Doorway on the north side with Norman Romanesque ornamentation.


West entrance in the Norman style with a Perpendicular Gothic window.

But while the outside is impressive, the inside can make you forget your name. You enter into the Norman nave with the massive arcade.

DSC01388In this image you can see the separation at the crossing with the organ situated on top. It can also be seen that it is in the later gothic styles and not the Norman style. Lets take a closer look.


Once through the doorway, you enter into the Gothhic section of the cathedral.

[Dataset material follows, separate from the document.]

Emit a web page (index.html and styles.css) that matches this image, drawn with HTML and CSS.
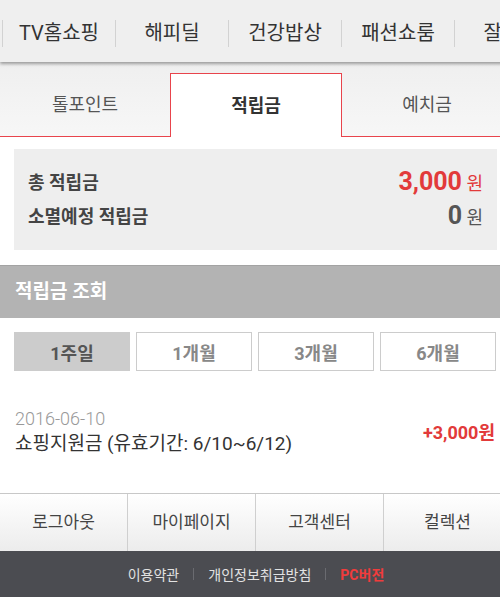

Different from the other part of the church, isn’t it? But even this is not the most beautiful part of the Cathedral. Up next are the leaves of Southwell. Ready?

And some more…

Don’t forget about the roof…


Now that that is over with, that was the Chapter house. The space was used for meetings between all the clergy and bishops. Southwell is a place that never gets old, both in time, and you could visit it every day for a year and see something new. The carvings are so intricate and thin. Space has been carved around the leaves and figures that it looks like plaster casts of real leaves. We spent about 4 hours looking around and taking pictures of the building while learning all about it’s history and the details that are hidden inside it. It was a hard place to leave, but we were told that we were going to another church with another incredible piece of sculpture that it made leaving bearable.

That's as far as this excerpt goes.